Mistake #5: Ignoring Flag State and Tax Implications
Where you register your yacht — its flag state — determines everything from tax obligations to regulatory compliance to crew requirements. The Cayman Islands, Marshall Islands, and Malta are popular flags of convenience for good reason, but each comes with specific advantages and limitations. Import duties vary dramatically between jurisdictions: bringing a yacht into the European Union can trigger 20% VAT on the hull value unless the yacht qualifies for temporary admission. The United States imposes a 1.5% duty on foreign-built yachts imported for recreational use under 100 feet. Consult a maritime attorney or yacht tax specialist before closing — the legal fees are a fraction of what you'll save by structuring the purchase correctly. This is especially critical for buyers considering charter operations, where commercial registration opens different tax treatments but also different regulatory requirements.
Mistake #6: Falling in Love Before Doing Due Diligence
Emotional attachment is the enemy of rational yacht buying. Once you've mentally decorated the master stateroom and planned the maiden voyage, you'll overlook red flags that would be obvious to a detached observer. Seasoned brokers call this "yacht blindness," and they see it in roughly 40% of first-time buyers. The antidote is a checklist-driven process: define your requirements on paper before viewing any yachts, score each candidate against objective criteria, and never make an offer on the same day you view a yacht. Sleep on it. Bring a trusted friend or advisor who isn't emotionally invested to walk through the yacht with you and point out concerns you might dismiss. The right yacht will still be available tomorrow — and if it isn't, another comparable vessel will be on the market next week.
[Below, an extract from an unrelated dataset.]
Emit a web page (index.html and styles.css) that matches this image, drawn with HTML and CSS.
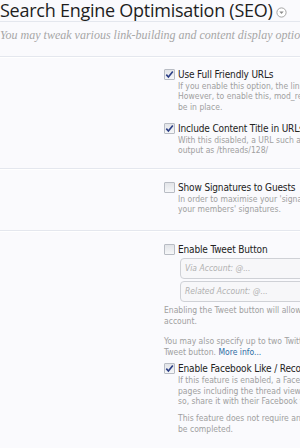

Mistake #7: Neglecting the Sea Trial
A sea trial is to yacht buying what a test drive is to car buying — except vastly more consequential. The sea trial reveals how the yacht handles in real conditions: vibration levels at cruising speed, engine temperature under sustained load, noise levels in different areas of the vessel, and the actual performance of navigation electronics and stabilizers. Bring your surveyor to the sea trial. Run the engines at wide-open throttle for at least five minutes — if the seller or broker objects, that's a red flag. Test every system you can: air conditioning, watermakers, generators, bow thrusters, windlasses, and all navigation equipment. A sea trial on a calm, flat day tells you very little; if possible, schedule it for conditions that approximate your intended cruising. And never, ever buy a yacht without a sea trial — no survey report substitutes for seeing how the vessel actually performs under your feet.
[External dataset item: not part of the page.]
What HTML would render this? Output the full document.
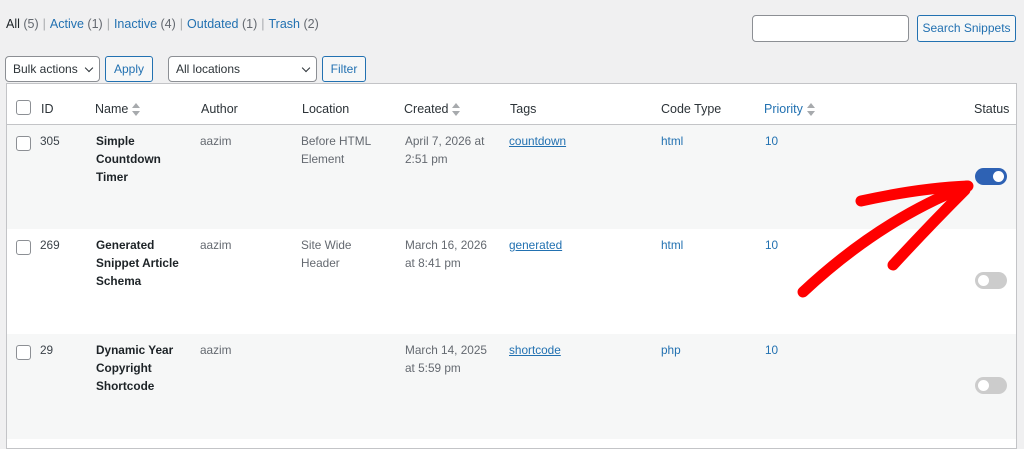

Mistake #8: Overlooking Crew and Operational Complexity
As yachts grow beyond 80 feet, they cross a threshold where professional crew becomes a necessity rather than a luxury. A 100-foot motor yacht typically requires a captain and two to three crew members — salaries, benefits, and training for which can run $200,000 to $350,000 annually. Many buyers underestimate the management burden of hiring, scheduling, and retaining crew, especially in competitive markets like the Mediterranean and Caribbean where experienced crew have their pick of positions. Additionally, larger yachts trigger stricter regulatory requirements including ISM (International Safety Management) compliance, MARPOL waste management protocols, and flag-state inspections. If you're not prepared for the operational complexity, stay under 80 feet — or budget for a full-time captain and management company to handle the administrative burden.
Mistake #9: Failing to Research Resale Value
One day, you will sell your yacht. Yacht depreciation is a reality that hits harder when you haven't planned for it. On average, a new production yacht loses 20-30% of its value in the first three years and 35-50% over ten years. However, depreciation curves vary enormously by brand, model, and market segment. Certain Italian and Northern European builders hold value remarkably well — Benetti and Lürssen yachts often retain 70%+ of their value after a decade, while lesser-known brands can drop below 50%. Custom yachts present a different challenge: they cost more to build but have a smaller buyer pool when it's time to sell. Before you buy, research what similar models from three, five, and ten years ago are selling for today. If the depreciation curve looks steeper than you're comfortable with, consider a well-maintained pre-owned yacht that has already absorbed the initial depreciation hit.
Mistake #10: Rushing the Process
The average informed yacht purchase takes three to six months from initial research to closing. Rushing this timeline increases the probability of every other mistake on this list. The pressure to buy quickly often comes from brokers leveraging scarcity — "there are three other interested buyers" — but in reality, the yacht market in 2026 has ample inventory across most segments. Take your time. Visit multiple yachts. Charter comparable models. Speak with owners of the brands you're considering about their long-term satisfaction. Build your budget, secure financing, and line up your surveyor before you're emotionally committed to a specific vessel. The most satisfied yacht owners we know spent at least six months on research and viewed a minimum of five yachts before making an offer. Patience pays — both financially and in the quality of the vessel you ultimately own.
Putting It All Together: A Smarter Buying Process
If you take one lesson from this guide, let it be this: the yacht buying process rewards preparation and punishes impulse. Start with a clear, written set of requirements. Secure financing pre-approval. Build a detailed operating budget that accounts for every annual expense. Commission an independent survey and attend it in person. Demand a thorough sea trial. Research the resale history of the models you're considering. Consult a maritime attorney on flag state and tax strategy. And above all, give yourself the time to make a decision you'll be happy with for years to come. The yachting lifestyle is extraordinary — the right vessel, purchased the right way, will deliver a lifetime of remarkable experiences on the water.